9Cependant, le papier-monnaie n’est qu’une des manifestations d’une divinité autrement plus fondamentale dans le système cultuel capitaliste : l’argent, le dieu Mammon, ou, selon Benjamin, « Pluton… dieu de la richesse ». Dans la bibliographie du fragment est mentionné un virulent passage contre la puissance religieuse de l’argent : il se trouve dans le livre Aufruf zum Sozialismus, du penseur anarchiste juif-allemand Gustav Landauer, publié en 1919, peu avant l’assassinat de son auteur par des militaires contre-révolutionnaires. Dans la page indiquée par la notice bibliographique de Benjamin, Landauer écrit :

Fritz Mauthner (Wörterbuch der Philosophie) a montré que le mot « Dieu » (Gott) est originairement identique avec « Idole » (Götze), et que les deux veulent dire « le fondu » [ou « le coulé »] (Gegossene). Dieu est un artefact fait par les humains, qui gagne une vie, attire vers lui les vies des humains, et finalement devient plus puissant que l’humanité.
Le seul coulé (Gegossene), le seul idole (Götze), le seul Dieu (Gott), auquel les êtres humains ont donné vie, c’est l’argent (Geld).
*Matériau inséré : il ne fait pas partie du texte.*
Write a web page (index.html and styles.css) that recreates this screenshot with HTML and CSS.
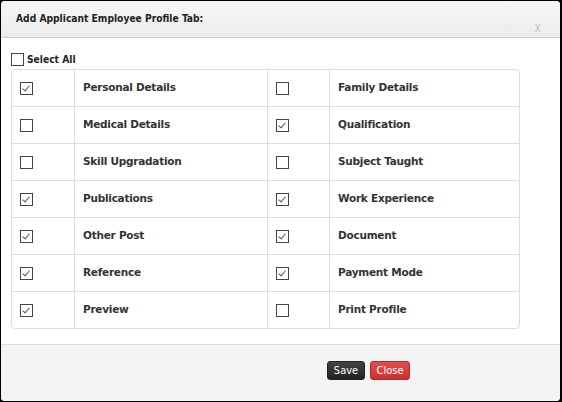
FILE: index.html
```html
<!DOCTYPE html>
<html>
<head>
<meta charset="utf-8">
<link rel="stylesheet" href="styles.css">
</head>
<body>
<div class="dialog">
  <div class="header">
    <div class="title">Add Applicant Employee Profile Tab:</div>
    <div class="close-x">X</div>
  </div>
  <div class="body">
    <label class="select-all"><span class="cb big"></span>Select All</label>
    <div class="grid">
      <div class="row"><div class="c1"><span class="cb on"></span></div><div class="c2">Personal Details</div><div class="c1"><span class="cb"></span></div><div class="c2 last">Family Details</div></div>
      <div class="row"><div class="c1"><span class="cb"></span></div><div class="c2">Medical Details</div><div class="c1"><span class="cb on"></span></div><div class="c2 last">Qualification</div></div>
      <div class="row"><div class="c1"><span class="cb"></span></div><div class="c2">Skill Upgradation</div><div class="c1"><span class="cb"></span></div><div class="c2 last">Subject Taught</div></div>
      <div class="row"><div class="c1"><span class="cb on"></span></div><div class="c2">Publications</div><div class="c1"><span class="cb on"></span></div><div class="c2 last">Work Experience</div></div>
      <div class="row"><div class="c1"><span class="cb on"></span></div><div class="c2">Other Post</div><div class="c1"><span class="cb on"></span></div><div class="c2 last">Document</div></div>
      <div class="row"><div class="c1"><span class="cb on"></span></div><div class="c2">Reference</div><div class="c1"><span class="cb on"></span></div><div class="c2 last">Payment Mode</div></div>
      <div class="row lastrow"><div class="c1"><span class="cb on"></span></div><div class="c2">Preview</div><div class="c1"><span class="cb"></span></div><div class="c2 last">Print Profile</div></div>
    </div>
  </div>
  <div class="footer">
    <button class="btn save">Save</button>
    <button class="btn close">Close</button>
  </div>
</div>
</body>
</html>
```
FILE: styles.css
```css
html, body { margin: 0; padding: 0; }
body {
  background: #000;
  width: 562px;
  height: 402px;
  overflow: hidden;
  font-family: "DejaVu Sans", Verdana, sans-serif;
  font-size: 11px;
  color: #333;
}
.dialog {
  margin: 1px 2px 1px 1px;
  width: 559px;
  height: 400px;
  background: #fff;
  border-radius: 4px;
  overflow: hidden;
  display: flex;
  flex-direction: column;
}
.header {
  height: 36px;
  border-bottom: 1px solid #ccc;
  background: linear-gradient(#f6f6f6, #ececec);
  position: relative;
}
.title {
  position: absolute;
  left: 15px;
  top: 12px;
  font-weight: bold;
  font-size: 10.2px;
  font-stretch: condensed;
  color: #222;
}
.close-x {
  position: absolute;
  right: 18px;
  top: 21px;
  font-size: 11px;
  color: #bbb;
  transform: scaleX(0.8);
}
.body {
  flex: 1;
  padding: 14px 10px 0 10px;
  border-bottom: 1px solid #ddd;
}
.select-all {
  display: flex;
  align-items: center;
  font-weight: bold;
  font-size: 10.2px;
  font-stretch: condensed;
  color: #222;
  height: 14px;
}
.cb {
  display: inline-block;
  width: 11px;
  height: 11px;
  border: 1px solid #444;
  background: #fff;
  box-sizing: content-box;
  position: relative;
}
.cb.big { width: 11px; height: 11px; margin-right: 3px; }
.cb.on::after {
  content: "";
  position: absolute;
  left: 3px;
  top: 1px;
  width: 3px;
  height: 6px;
  border-right: 1px solid #555;
  border-bottom: 1px solid #555;
  transform: rotate(40deg);
}
.grid {
  margin-top: 3px;
  width: 507px;
  border: 1px solid #ddd;
  border-radius: 4px;
}
.row {
  display: grid;
  grid-template-columns: 63px 193px 62px 1fr;
  height: 37px;
  border-bottom: 1px solid #ddd;
  box-sizing: border-box;
}
.row.lastrow { border-bottom: none; height: 36px; }
.c1, .c2 {
  border-right: 1px solid #ddd;
  display: flex;
  align-items: center;
}
.c1 { padding-left: 8px; padding-top: 1px; }
.c2 {
  padding-left: 8px;
  padding-bottom: 2px;
  font-weight: bold;
  font-size: 10.5px;
  letter-spacing: -0.25px;
  color: #333;
}
.c2.last { border-right: none; }
.footer {
  height: 56px;
  flex: none;
  background: #f4f4f4;
  display: flex;
  justify-content: flex-start;
  align-items: flex-start;
  padding-left: 326px;
  padding-top: 16px;
  box-sizing: border-box;
  gap: 5px;
}
.btn {
  height: 19px;
  border-radius: 3px;
  font-family: "DejaVu Sans", Verdana, sans-serif;
  font-stretch: condensed;
  font-size: 11px;
  color: #fff;
  padding: 0 4px;
  border: 1px solid;
}
.btn.save {
  width: 38px;
  background: linear-gradient(#444, #222);
  border-color: #222;
}
.btn.close {
  width: 40px;
  background: linear-gradient(#e05050, #c83030);
  border-color: #b02828;
}
```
L’argent est artificiel et il est vivant, l’argent produit de l’argent et encore de l’argent, l’argent a toute la puissance du monde.
Qui est-ce qui ne voit pas, qui ne voit pas encore aujourd’hui, que l’argent, que le Dieu n’est pas autre chose qu’un esprit issu des êtres humains, un esprit devenu une chose (Ding) vivante, un monstre (Unding), et qu’il est le sens (Sinn) devenu fou (Unsinn) de notre vie ? L’argent ne crée pas de richesse, il est la richesse ; il est la richesse en soi ; il n’y a pas d’autre riche que l’argent [6][6]Gustav Landauer, Aufruf zum Sozialismus, Berlin, Paul Cassirer,….

 

11Certes, nous ne pouvons pas savoir jusqu’à quel point Benjamin partageait ce raisonnement de Landauer ; mais on peut, à titre d’hypothèse, considérer ce passage, mentionné dans la bibliographie, comme un exemple de ce qu’il entend par « pratiques cultuelles » du capitalisme. D’un point de vue marxiste, l’argent ne serait qu’une des manifestations – et pas la plus importante – du capital, mais Benjamin était beaucoup plus proche, en 1921, du socialisme romantique et libertaire d’un Gustav Landauer – ou d’un Georges Sorel – que de Karl Marx et Friedrich Engels. Ce n’est que plus tard, dans le Passagenwerk, qu’il va s’inspirer de Marx pour critiquer le culte fétichiste de la marchandise, et analyser les passages parisiens comme « temples du capital marchand ». Cependant, il y a aussi une certaine continuité entre le fragment de 1921 et les notes du grand livre inachevé des années 1930.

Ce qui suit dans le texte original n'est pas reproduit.